The photo does show that instead of cutting the metal, the tool tore out a chunk. I suppose that a broken tool could do that, but it seems more likely that tearing the chunk out broke the tool. Possibly there was an accumulation of material on the edge - changing the geometry to something like negative rake - or you hit an inclusion or void. Anyways, 'sticky' seems like the most apt description of this material. It could be work / strain hardening too. That process generates 'pockets' or 'bubbles' in the metal that cause all of these symptoms - chatter, sticky, and radical differences in hardness.

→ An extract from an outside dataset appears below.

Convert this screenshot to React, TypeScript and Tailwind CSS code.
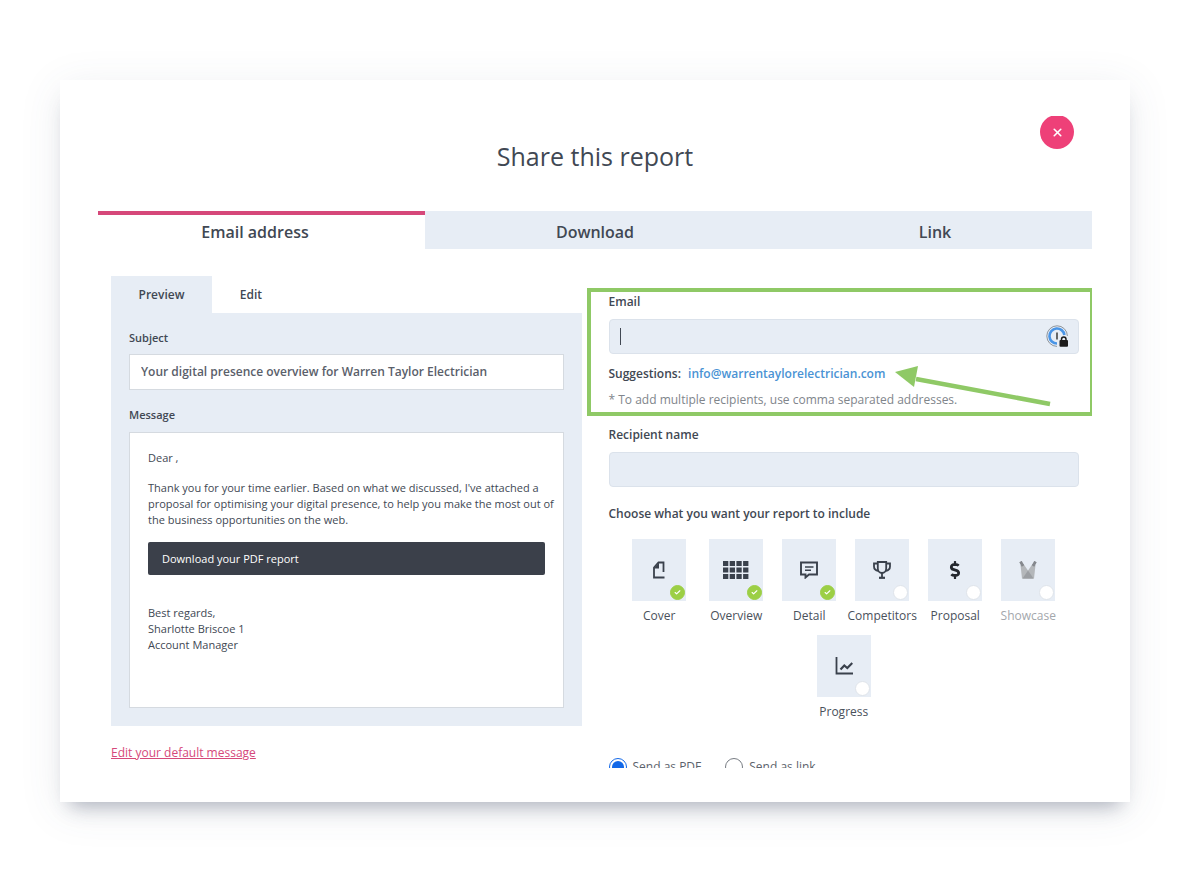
import { useState } from 'react'
import type { ReactNode } from 'react'
import { Check, X } from 'lucide-react'
import { FaDollarSign } from 'react-icons/fa'

function CoverIcon() {
  return (
    <svg width="18" height="18" viewBox="0 0 18 18" fill="none" stroke="#3a414c" strokeWidth="1.800">
      <path d="M14.500 16.500H4V6.500L8.500 1.500h5v9.500" />
      <path d="M4 7.500h5V1.500z" fill="#3a414c" stroke="none" />
    </svg>
  )
}

function OverviewIcon() {
  return (
    <svg width="26" height="18" viewBox="0 0 26 18" fill="#3a414c">
      {[0, 6.500, 13].map((y) => [0, 6.700, 13.400, 20.100].map((x) => (
        <rect key={`${x}-${y}`} x={x} y={y} width="5.300" height="5" />
      )))}
    </svg>
  )
}

function DetailIcon() {
  return (
    <svg width="18" height="18" viewBox="0 0 18 18" fill="none" stroke="#3a414c" strokeWidth="1.900">
      <path d="M1 1.500h16v12H9L5.500 16.500v-3H1z" />
      <path d="M5 6h8.500M5 9.200h6" strokeWidth="1.600" />
    </svg>
  )
}

function TrophyIcon() {
  return (
    <svg width="18" height="18" viewBox="0 0 18 18" fill="none" stroke="#3a414c" strokeWidth="1.800">
      <path d="M4.800 1h8.400v6.500c0 2.500-1.800 4.500-4.200 4.500s-4.200-2-4.200-4.500z" />
      <path d="M4.800 2.500H1V5.500c0 2.400 1.800 4 4.300 4.300M13.200 2.500H17V5.500c0 2.400-1.800 4-4.300 4.300" />
      <path d="M9 12v4.500" />
      <path d="M6 16.800h6" strokeWidth="2.200" />
    </svg>
  )
}

function ShowcaseIcon() {
  return (
    <svg width="18" height="18" viewBox="0 0 18 18">
      <path d="M1.500 4L4.500 3 14.500 17.500H3z" fill="#b4b7ba" />
      <path d="M16.500 4L13.500 3 3.500 17.500H15z" fill="#b4b7ba" />
      <path d="M9 9.500l5.500 8h-11z" fill="#9b9ea2" />
      <path d="M1.500 .5l2.500 4.500M16.500 .5L14 5" stroke="#85888d" strokeWidth="2.800" />
    </svg>
  )
}

function ProgressIcon() {
  return (
    <svg width="18" height="18" viewBox="0 0 18 18" fill="none" stroke="#3a414c" strokeWidth="1.800">
      <path d="M1.500 0v16.500H18" />
      <path d="M5.500 12.500l3.800-4 3 2.500 5-5" strokeWidth="2.200" />
    </svg>
  )
}

function PasswordIcon() {
  return (
    <svg className="absolute right-2.5 top-1.5" width="23" height="23" viewBox="0 0 23 23" fill="none">
      <path d="M11 21.400A10.300 10.300 0 1 1 21.400 11" stroke="#8d949c" strokeWidth="1" />
      <path d="M11 18.500A7.500 7.500 0 1 1 18.400 10" stroke="#4a95e6" strokeWidth="2.600" />
      <path d="M11 7.500v7" stroke="#444" strokeWidth="1.600" />
      <rect x="13.500" y="15" width="8.500" height="6.800" rx="1" fill="#1c1c1c" />
      <path d="M15.500 15.500v-1.300a2.250 2.250 0 0 1 4.500 0v1.300" stroke="#1c1c1c" strokeWidth="1.500" />
    </svg>
  )
}

const sections: { id: string; icon: ReactNode; on?: boolean; disabled?: boolean }[] = [
  { id: 'Cover', icon: <CoverIcon />, on: true },
  { id: 'Overview', icon: <OverviewIcon />, on: true },
  { id: 'Detail', icon: <DetailIcon />, on: true },
  { id: 'Competitors', icon: <TrophyIcon /> },
  { id: 'Proposal', icon: <FaDollarSign size={18} className="text-[#24282e]" /> },
  { id: 'Showcase', icon: <ShowcaseIcon />, disabled: true },
  { id: 'Progress', icon: <ProgressIcon /> },
]

function SectionTile({ id, icon, on, disabled }: { id: string; icon: ReactNode; on?: boolean; disabled?: boolean }) {
  return (
    <label className={`flex w-[65px] flex-col items-center first:mr-1 ${disabled ? 'text-[#a3a7ac]' : 'text-[#4a515b]'}`}>
      <span className="relative flex h-[62px] w-[54px] items-center justify-center bg-[#e7edf5] text-[#3a414c]">
        {icon}
        <input
          type="checkbox"
          defaultChecked={on}
          disabled={disabled}
          className="peer absolute bottom-px right-px size-[15px] appearance-none rounded-full border border-[#dfe4ea] bg-white checked:border-[#9ccf45] checked:bg-[#9ccf45]"
        />
        <Check size={7} strokeWidth={4} className="pointer-events-none absolute bottom-[5px] right-[5px] hidden text-white peer-checked:block" />
      </span>
      <span className="mt-1.5 text-[12px] leading-[18px]">{id}</span>
    </label>
  )
}

export default function App() {
  const [subject, setSubject] = useState('Your digital presence overview for Warren Taylor Electrician')

  return (
    <main className="min-h-screen bg-white pt-20 pr-[62px] pb-[78px] pl-[60px] font-['Open_Sans',sans-serif] text-[#414853]">
      <div className="bg-white px-[38px] pt-9 pb-[34px] shadow-[0_14px_18px_-10px_rgba(70,80,105,0.4),0_8px_40px_rgba(70,80,105,0.1)]">
        <div className="max-h-[calc(100vh-228px)] overflow-hidden">
          <header className="relative pt-5">
            <h1 className="text-center text-[25px] leading-10">Share this report</h1>
            <button aria-label="Close" className="absolute -top-px right-[18px] flex size-[34px] items-center justify-center rounded-full bg-[#ee4078] text-white">
              <X size={13} strokeWidth={3} />
            </button>
          </header>

          <nav className="-mx-[13px] mt-[35px] grid grid-cols-3 text-[16px] font-semibold">
            <button className="h-[38px] border-t-4 border-[#d6487a]">Email address</button>
            <button className="h-[38px] bg-[#e7edf5] pt-1">Download</button>
            <button className="h-[38px] bg-[#e7edf5] pt-1">Link</button>
          </nav>

          <div className="grid grid-cols-2 gap-[27px] px-[13px] pt-[27px]">
            <section>
              <div className="flex text-[12px] font-semibold">
                <button className="h-[37px] w-[101px] bg-[#e7edf5]">Preview</button>
                <button className="h-[37px] w-[78px]">Edit</button>
              </div>
              <div className="bg-[#e7edf5] px-[18px] pt-4 pb-[18px]">
                <label htmlFor="subject" className="block text-[11px] font-semibold leading-[18px]">Subject</label>
                <input
                  id="subject"
                  value={subject}
                  onChange={(e) => setSubject(e.target.value)}
                  className="mt-[7px] block h-9 w-full border border-[#d5dae0] bg-white px-[11px] pb-0.5 text-[12px] font-semibold text-[#5a606a] outline-none"
                />
                <h2 className="mt-4 text-[11px] font-semibold leading-[18px]">Message</h2>
                <div className="mt-2 min-h-[276px] border border-[#d5dae0] bg-white px-[18px] pt-[17px] pb-[54px] text-[11px] font-medium leading-4">
                  <p>Dear ,</p>
                  <p className="-mr-4 mt-[14px]">
                    Thank you for your time earlier. Based on what we discussed, I've attached a proposal for optimising your digital presence, to help you make the most out of the business opportunities on the web.
                  </p>
                  <button className="mt-[14px] block h-[33px] w-full rounded-[2px] bg-[#3b404a] px-[14px] text-left text-white">Download your PDF report</button>
                  <p className="mt-[30px]">Best regards,<br />Sharlotte Briscoe 1<br />Account Manager</p>
                </div>
              </div>
              <a href="#default-message" className="mt-[18px] inline-block text-[12px] leading-[18px] text-[#d6487a] underline">Edit your default message</a>
            </section>

            <section className="pt-[17px]">
              <div className="relative">
                <div className="pointer-events-none absolute -top-[5px] -right-[13px] -left-[22px] h-32 border-4 border-r-2 border-[#8fc966]" />
                <label htmlFor="email" className="block text-[12px] font-semibold leading-[18px]">Email</label>
                <div className="relative mt-2">
                  <input id="email" type="email" className="block h-[35px] w-full rounded-[4px] border border-[#dbe2eb] bg-[#e7edf5] px-3 outline-none" />
                  <span className="pointer-events-none absolute top-[9px] left-[11px] h-[17px] w-px bg-[#414853]" />
                  <PasswordIcon />
                </div>
                <p className="mt-2.5 text-[12px] font-semibold leading-5">
                  Suggestions: <a href="mailto:info@warrentaylorelectrician.com" className="ml-1 text-[#4a93d4]">info@warrentaylorelectrician.com</a>
                </p>
                <p className="mt-1.5 text-[12px] leading-5 text-[#80858b]">* To add multiple recipients, use comma separated addresses.</p>
                <svg className="pointer-events-none absolute top-[70px] right-[28px]" width="157" height="46" viewBox="0 0 157 46">
                  <path d="M22 16L156 41" stroke="#8fc966" strokeWidth="4.500" />
                  <path d="M1 9L24 3L20 24z" fill="#8fc966" />
                </svg>
              </div>

              <label htmlFor="recipient" className="mt-4 block text-[12px] font-semibold leading-[18px]">Recipient name</label>
              <input id="recipient" className="mt-2 block h-[35px] w-full rounded-[4px] border border-[#dbe2eb] bg-[#e7edf5] px-3 outline-none" />

              <fieldset className="mt-[18px]">
                <legend className="text-[12px] font-semibold leading-[18px]">Choose what you want your report to include</legend>
                <div className="mt-4 flex flex-wrap justify-center gap-x-2 gap-y-2.5">
                  {sections.map((s) => <SectionTile key={s.id} {...s} />)}
                </div>
              </fieldset>

              <div className="mt-9 flex gap-6 text-[12px] leading-5 text-[#5b626b]">
                <label className="flex items-center gap-1.5">
                  <input type="radio" name="format" defaultChecked className="size-[18px] appearance-none rounded-full border border-[#1268e8] bg-white p-[2px] checked:bg-[#1268e8] checked:bg-clip-content" />
                  Send as PDF
                </label>
                <label className="flex items-center gap-1.5">
                  <input type="radio" name="format" className="size-[18px] appearance-none rounded-full border border-[#777c83] bg-white" />
                  Send as link
                </label>
              </div>
            </section>
          </div>
        </div>
      </div>
    </main>
  )
}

As an aside, I did a heat treatment yesterday. I live in the city (Toronto) so fire is mostly prohibited. I'm sure if they could figure out how to ban it outright, they would - but it turns out that it's just so darn useful for things like heat, hot water and cooking, that somehow it is still allowed. So I rigged up a barbeque with map gas and got some 1/4" ball bearings to glow red. Today I machined the softened balls into a Christmas present for the wife - and who says I leave things to the last minute. I planned 1 day in advance!
 
I couldn't help the laugh icon.... My friend Fred got ultra-precision ballscrews on his 10X50 mill, and he doe curse them from time to time. He had slowed down using it these days, so it is more frequent that he forgets to lock Y.... He and I laugh when it happens!


Nice that you managed the save! That is one powerful machine!